Feminism, at present a primarily interdisciplinary or 'women's studies' subject, is beginning to be recognized by some for its contributions to classic philosophical questions. Recent anthologies of Feminist Philosophy have gone from listing essays under schools of feminism to listing them under sub-fields in Philosophy. (compare Women and Values to Women, Knowledge and Reality, both edited by Marilyn Pearsall) One such sub-field is (Feminist) Epistemology.
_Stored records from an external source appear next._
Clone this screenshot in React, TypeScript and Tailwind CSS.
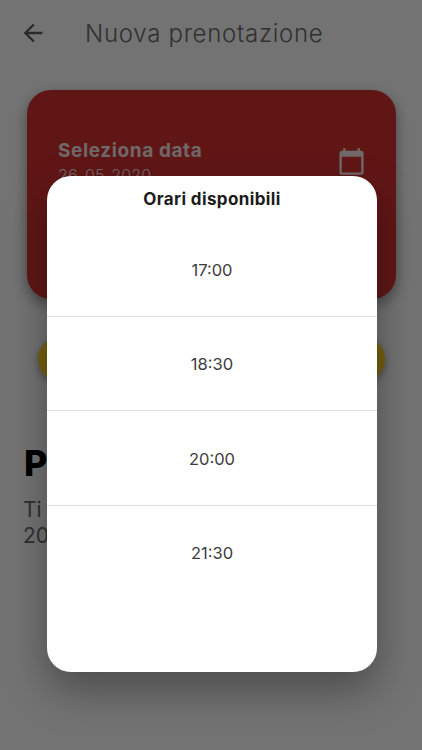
import { MdArrowBack, MdCalendarToday } from 'react-icons/md'

const slots = ['17:00', '18:30', '20:00', '21:30']

function BookingPage() {
  return (
    <div className="h-full bg-[#fbfbfb]">
      <header className="flex h-[66px] items-center pl-[19px]">
        <MdArrowBack className="h-7 w-7 text-[#5c5c5c]" />
        <h1 className="ml-[38px] whitespace-nowrap pt-px text-[24px] font-light tracking-[0.72px] text-[#6a6a6a]">
          Nuova prenotazione
        </h1>
      </header>

      <section className="mx-[27px] mt-6 flex h-[209px] w-[369px] items-start justify-between rounded-[24px] bg-[#d33131] pl-[31px] pr-[30px] pt-[49px] shadow-[0_5px_14px_rgba(0,0,0,0.4)]">
        <div className="whitespace-nowrap text-[#f4e4e4]">
          <h2 className="text-[19px] font-bold leading-6 tracking-[0.6px]">Seleziona data</h2>
          <p className="text-[16px] font-light leading-6 tracking-[0.1px]">26-05-2020</p>
        </div>
        <MdCalendarToday className="mt-[8px] h-[29px] w-[29px] text-[#f4e4e4]" />
      </section>

      <button className="mx-[38px] mt-[38px] block h-[44px] w-[347px] rounded-full bg-[#ffd21f] shadow-[0_3px_8px_rgba(0,0,0,0.35)]" />

      <section className="mt-[60px] whitespace-nowrap pl-[24px]">
        <h2 className="text-[36px] font-extrabold leading-[44px] text-black">P</h2>
        <p className="-ml-px mt-[12px] text-[21px] leading-[26px] text-[#6a6a6a]">
          Ti
          <br />
          20
        </p>
      </section>
    </div>
  )
}

function SlotsDialog() {
  return (
    <div className="absolute inset-0 bg-black/54 pl-[47px] pt-[176px]">
      <div className="h-[496px] w-[330px] rounded-[24px] bg-white shadow-[0_18px_40px_rgba(0,0,0,0.34)]">
        <h3 className="flex h-[46.5px] items-center justify-center pt-px text-[17px] font-bold tracking-[0.38px] text-[#1c1c1c]">
          Orari disponibili
        </h3>
        <ul className="divide-y divide-[#dedede]">
          {slots.map((slot) => (
            <li
              key={slot}
              className="flex h-[94.4px] items-center justify-center pt-[2px] text-[16.5px] text-[#3c3c3c]"
            >
              {slot}
            </li>
          ))}
        </ul>
      </div>
    </div>
  )
}

export default function App() {
  return (
    <main className="relative h-[750px] w-[422px] overflow-hidden font-['Inter',sans-serif]">
      <BookingPage />
      <SlotsDialog />
    </main>
  )
}
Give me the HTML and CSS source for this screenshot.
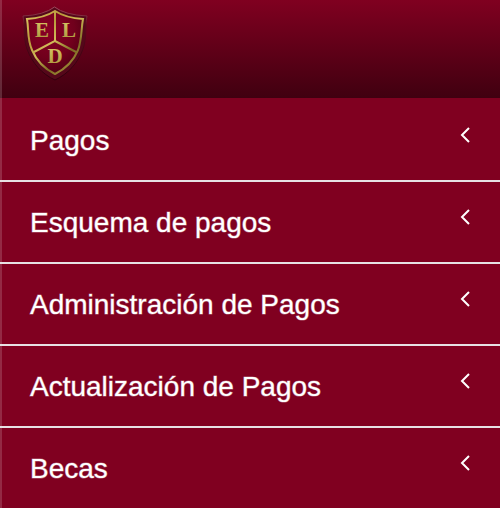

Feminist epistemology attempts to uncover the relationship between thought and lived experience – in particular the lived experience of gender. (Beauvoir, in The Second Sex, does the same.) Feminist epistemology admits as a starting point that there are differences in perception attributable to differences in the concrete lived realities (gender being one important difference) of those doing the perceiving--and in doing so it furthers the original philosophical project of knowing ourselves, and of understanding the nature of thought. (Beauvoir, in The Second Sex, does the same.) In studying the effects of situation on knowledge, feminist epistemologists have developed standpoint theory – a theory which in its multiple forms argues that the standpoint of the knower is an essential element of the account of the object known. This replaces phenomenology's inclusion, in consciousness, of the object known with the inclusion, in the object known, of consciousness.
There are at least three schools in the development of standpoint theory: 1) the original Marxist analysis which takes as its beginning the conditions in which women labor as a foundation for a superior epistemological framework through which women, as a marginalized group, are able to more easily (than men/privileged groups) identify the errors in dominant and patriarchal accounts of the world/human life; 2) a second approach criticizes the Marxist approach as primarily gender neutral, proposing as an alternative that the conditions and activity of women's labor, as a gendered, feminine labor (consisting in traditionally feminine activities such as nurturing, nourishing, caring for the body, and reproducing), be adopted as a standpoint through which patriarchy can be critiqued and new ways of thinking can be found; and, 3) a third approach proposes we adopt the notion of 'situated knowledges', arguing that the central insight of Marxist and gendered standpoint theories is an insight into the inescapably partial nature of knowing, thinking, and making. This approach is taken up both in feminist critiques of science and in postmodern feminism.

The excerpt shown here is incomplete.